**Information shown**.
○ ○ ○

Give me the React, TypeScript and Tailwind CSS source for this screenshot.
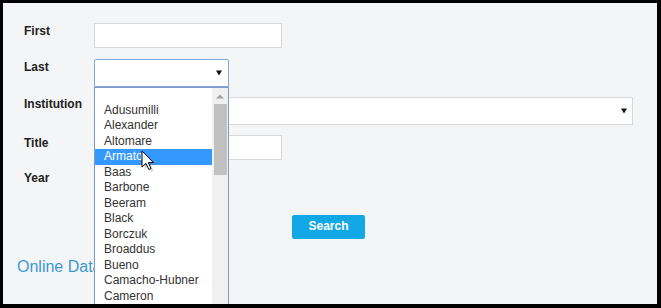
import React from "react";

const names = [
  "",
  "Adusumilli",
  "Alexander",
  "Altomare",
  "Armato",
  "Baas",
  "Barbone",
  "Beeram",
  "Black",
  "Borczuk",
  "Broaddus",
  "Bueno",
  "Camacho-Hubner",
  "Cameron",
];

function Arrow({ className }: { className?: string }) {
  return (
    <svg width="6" height="6" viewBox="0 0 6 6" className={className}>
      <polygon points="0,0.5 6,0.5 3,5.5" fill="#111" />
    </svg>
  );
}

export default function App() {
  const font = { fontFamily: '"Liberation Sans", Arial, sans-serif' };
  return (
    <div className="w-[661px] h-[308px] bg-black pt-[3px] pl-[3px] pr-[4px] pb-[4px]" style={font}>
      <div className="relative w-full h-full bg-[#f4f5f6] overflow-hidden">
        <div className="flex flex-col pt-[20px] pl-[21px]">
          {/* First */}
          <div className="flex items-start h-[25px]">
            <div className="w-[70px] text-[12px] leading-[16px] font-bold text-[#222] mt-[0px]">First</div>
            <div className="w-[188px] h-[25px] bg-white border border-[#d9d9d9]" />
          </div>
          {/* Last */}
          <div className="flex items-start h-[28px] mt-[11px]">
            <div className="w-[70px] text-[12px] leading-[16px] font-bold text-[#222] mt-[0px]">Last</div>
            <div className="w-[135px] h-[28px] bg-white border border-[#7ea6dc] rounded-t-[2px] flex items-center justify-end pr-[6px]">
              <Arrow />
            </div>
          </div>
          {/* Institution */}
          <div className="flex items-start h-[27px] mt-[10px]">
            <div className="w-[70px] text-[12px] leading-[16px] font-bold text-[#222] -mt-[1px]">Institution</div>
            <div className="w-[539px] h-[28px] bg-white border border-[#d9d9d9] flex items-center justify-end pr-[5px]">
              <Arrow />
            </div>
          </div>
          {/* Title */}
          <div className="flex items-start h-[25px] mt-[11px]">
            <div className="w-[70px] text-[12px] leading-[16px] font-bold text-[#222] mt-[0px]">Title</div>
            <div className="w-[188px] h-[25px] bg-white border border-[#d9d9d9]" />
          </div>
          {/* Year */}
          <div className="flex items-start h-[25px] mt-[10px]">
            <div className="w-[70px] text-[12px] leading-[16px] font-bold text-[#222] mt-[0px]">Year</div>
            <div className="w-[100px] h-[25px] bg-white border border-[#d9d9d9]" />
          </div>
          {/* Search */}
          <div className="mt-[18px] ml-[268px]">
            <button className="w-[73px] h-[24px] bg-[#12a8e6] rounded-[2px] text-white text-[12px] font-bold leading-[23px] text-center">
              Search
            </button>
          </div>
          {/* Online Data */}
          <div className="mt-[19px] -ml-[7px] text-[16px] leading-[18px] text-[#3b99d4]">Online Data</div>
        </div>

        {/* Dropdown list */}
        <div className="absolute left-[91px] top-[84px] w-[135px] h-[240px] bg-white border border-[#7e9ac4] flex">
          <div className="flex-1 flex flex-col -mt-[1px]">
            {names.map((n, i) => (
              <div
                key={i}
                className={
                  "h-[15.5px] leading-[15.5px] text-[12px] pl-[9px] whitespace-nowrap " +
                  (n === "Armato" ? "bg-[#3399ff] text-white" : "text-[#333]")
                }
              >
                {n}
              </div>
            ))}
          </div>
          <div className="w-[16px] bg-[#f0f0f0] flex flex-col items-center">
            <svg width="8" height="5" viewBox="0 0 8 5" className="mt-[6px]">
              <polygon points="0,4.5 8,4.5 4,0.5" fill="#a3a3a3" />
            </svg>
            <div className="mt-[5px] w-[13px] h-[71px] bg-[#c1c1c1]" />
          </div>
        </div>

        {/* Mouse cursor */}
        <svg
          className="absolute left-[138px] top-[147px]"
          width="16"
          height="24"
          viewBox="0 0 16 24"
        >
          <path d="M2,2 L2,18 L6,14.5 L8.8,20.5 L11,19.5 L8.3,13.6 L13.5,13.6 Z" fill="#888" opacity="0.35" transform="translate(1.5,1.5)" />
          <path d="M1,1 L1,17 L5,13.5 L7.8,19.5 L10,18.5 L7.3,12.6 L12.5,12.6 Z" fill="#fff" stroke="#000" strokeWidth="1" strokeLinejoin="round" />
        </svg>
      </div>
    </div>
  );
}
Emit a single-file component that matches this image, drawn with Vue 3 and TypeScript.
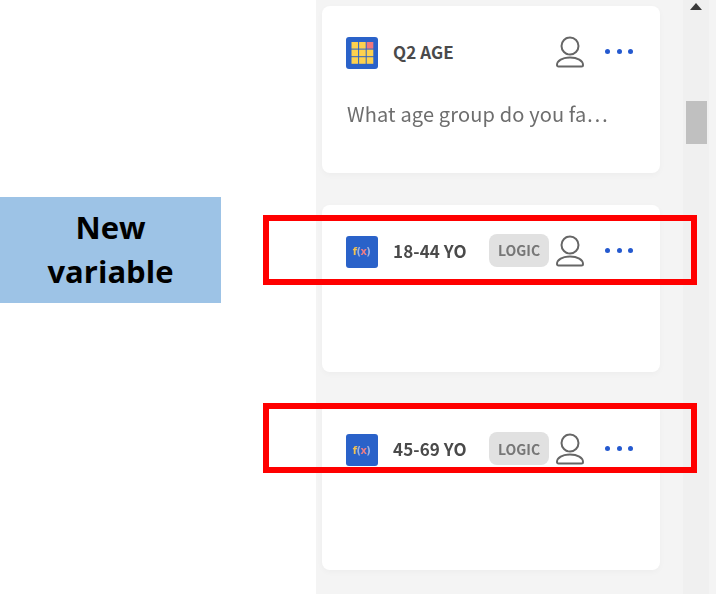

○ ○ ○

**Given problem**. Check each line above for the word "React", and copy the lines where it appears.

**Exercise solution**.
Give me the React, TypeScript and Tailwind CSS source for this screenshot.
import React from "react";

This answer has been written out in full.